Fact: the following (illegal) code for + and - results in a run time of 2300 ms:

   (define + (lambda (a b . rest) (if (null? rest) (+ a b) ...)))
   (define - (lambda (a b . rest) (if (null? rest) (- a b) ...)))

Possible MAL support:

 (args-switch ((2 1002) (0 1000) (1 1001) (3 1003) (* 1004)))

which says go to 1002 if 2 args, 1000 if 0, ..., and to 1004 if none of the above. Does not destroy RESULT. Ordering can be used as an optimization hint but has no semantic meaning. It would be reasonable to limit the argument count in the non-* case to some fairly small number.

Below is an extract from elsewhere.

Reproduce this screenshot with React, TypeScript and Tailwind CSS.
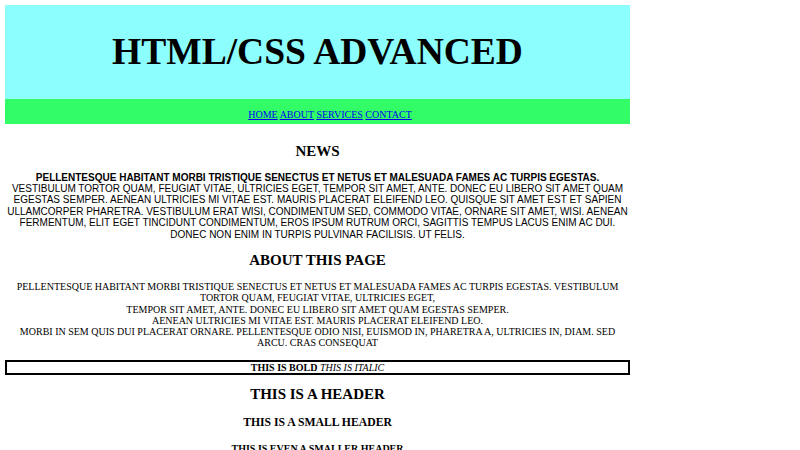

[Numbers to be taken with a grain of salt.]

A caching strategy for 'known' globals, like that used by the interpreter, helps. Of course, it bloats the code somewhat, but it appears that the code size increase is linear if one is careful about lifting common expressions. Chez Scheme gets good performance apparently w/o doing this, because code that uses 'plus' for '+' runs as fast as code that uses '+', at optimize-level 1.

(See file Lib/Common/arith.mal for sample implementation when fixing this.)

WillClinger commented 9 years ago

The R6RS and R7RS standards have made this even less urgent. By now, I doubt whether anyone cares about Larceny's performance in strict R5RS mode.